We again emphasized the necessity of substantial compliance with the rules in Farrow v. Commonwealth, supra, in this language: "It is the duty of the appellant or his counsel to present an intelligible record to this court, especially where the sufficiency of the evidence is involved. Lewis v. Commonwealth, 193 Va. 612, 615, 70 S.E.2d 293; Rule 5:1, Sec. 6(f). Yet we find that both the printed record and defendant's brief contain practically none of the germane evidence we are asked to hold insufficient to support the verdict. Indeed the printed record contains only the evidence introduced on behalf of the defendant. This failure to comply with the rules governing appeals on so vital an issue is an invitation to dismiss the writ of error."
This warning in substantially the same language was repeated in the opinion announced at the April Session, 1956, in DeMott v. DeMott, supra.

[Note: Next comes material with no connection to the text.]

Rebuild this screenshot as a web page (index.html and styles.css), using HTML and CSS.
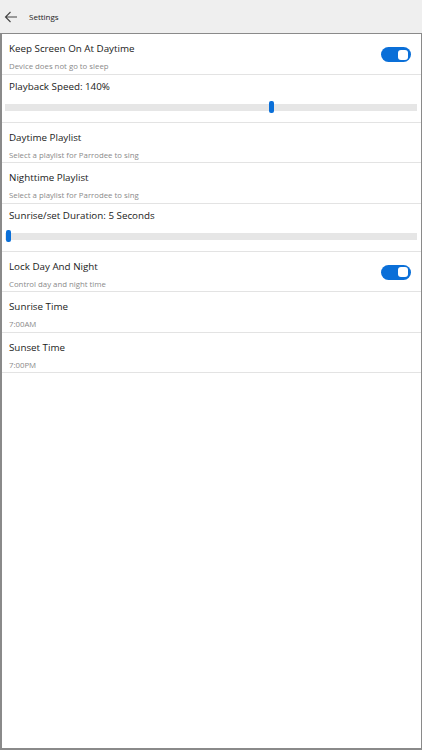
FILE: index.html
```html
<!DOCTYPE html>
<html lang="en">
<head>
    <meta charset="UTF-8">
    <meta name="viewport" content="width=device-width, initial-scale=1.0">
    <title>Settings</title>
    <link rel="stylesheet" href="styles.css">
</head>
<body>
    <!-- Pasek tytułu -->
    <header class="title-bar">
        <svg class="back-icon" width="14" height="12" viewBox="0 0 14 12">
            <path d="M13 6H1.5M6.5 1L1.5 6l5 5" fill="none" stroke="#444" stroke-width="1.1"/>
        </svg>
        <span class="title">Settings</span>
    </header>

    <main class="panel">
        <div class="row row-toggle">
            <div class="row-text">
                <div class="row-title">Keep Screen On At Daytime</div>
                <div class="row-sub">Device does not go to sleep</div>
            </div>
            <div class="toggle"><span class="knob"></span></div>
        </div>

        <div class="row row-slider">
            <div class="row-title">Playback Speed: 140%</div>
            <div class="slider">
                <span class="thumb" style="left: 264px"></span>
            </div>
        </div>

        <div class="row">
            <div class="row-title">Daytime Playlist</div>
            <div class="row-sub">Select a playlist for Parrodee to sing</div>
        </div>

        <div class="row">
            <div class="row-title">Nighttime Playlist</div>
            <div class="row-sub">Select a playlist for Parrodee to sing</div>
        </div>

        <div class="row row-slider">
            <div class="row-title">Sunrise/set Duration: 5 Seconds</div>
            <div class="slider">
                <span class="thumb" style="left: 1px"></span>
            </div>
        </div>

        <div class="row row-toggle">
            <div class="row-text">
                <div class="row-title">Lock Day And Night</div>
                <div class="row-sub">Control day and night time</div>
            </div>
            <div class="toggle"><span class="knob"></span></div>
        </div>

        <div class="row">
            <div class="row-title">Sunrise Time</div>
            <div class="row-sub">7:00AM</div>
        </div>

        <div class="row">
            <div class="row-title">Sunset Time</div>
            <div class="row-sub">7:00PM</div>
        </div>
    </main>
</body>
</html>
```

FILE: styles.css
```css
:root {
    --accent: #0a6fd8;
    --divider: #e3e3e3;
    --text: #1a1a1a;
    --muted: #8a8a8a;
}

* {
    margin: 0;
    padding: 0;
    box-sizing: border-box;
}

html, body {
    height: 100%;
}

body {
    font-family: 'Open Sans', 'Noto Sans', sans-serif;
    color: var(--text);
    background: #efefef;
    display: flex;
    flex-direction: column;
}

/* Pasek tytułu */
.title-bar {
    height: 33px;
    display: flex;
    align-items: center;
    padding-left: 4px;
    flex-shrink: 0;
}

.back-icon {
    margin-right: 11px;
}

.title {
    font-size: 8px;
    color: #222;
}

/* Panel z ustawieniami */
.panel {
    flex: 1;
    background: #fff;
    border: 1px solid #8a8a8a;
    border-left-width: 2px;
    border-bottom-width: 2px;
}

.row {
    border-bottom: 1px solid var(--divider);
    padding: 7px 0 0 7px;
    height: 40.5px;
}

.row-title {
    font-size: 9.8px;
    line-height: 15px;
}

.row-sub {
    font-size: 7.8px;
    line-height: 11px;
    color: var(--muted);
    margin-top: 5px;
}

.row-toggle {
    display: flex;
    justify-content: space-between;
    padding-right: 10px;
}

.toggle {
    width: 30px;
    height: 15px;
    border-radius: 8px;
    background: var(--accent);
    margin-top: 6px;
    display: flex;
    align-items: center;
    justify-content: flex-end;
    padding-right: 3px;
}

.knob {
    width: 10px;
    height: 10px;
    border-radius: 3px;
    background: #fff;
}

.row-slider {
    height: 48px;
    padding-left: 0;
}

.row-slider .row-title {
    padding-left: 7px;
    margin-top: -3px;
}

.slider {
    position: relative;
    margin: 10px 4px 0 3px;
    height: 7px;
    background: #e6e6e6;
}

.thumb {
    position: absolute;
    top: -3px;
    width: 5px;
    height: 12px;
    border-radius: 2px;
    background: var(--accent);
}
```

The flagrant violations of the Rules of Court compel the dismissal of this appeal. It may not be amiss to say that notwithstanding appellant's failure to comply with the rules of appellate procedure, we have, given careful consideration to the manuscript record and are of opinion that the decree of the trial court is. correct and would be affirmed if the decision were based on the merits.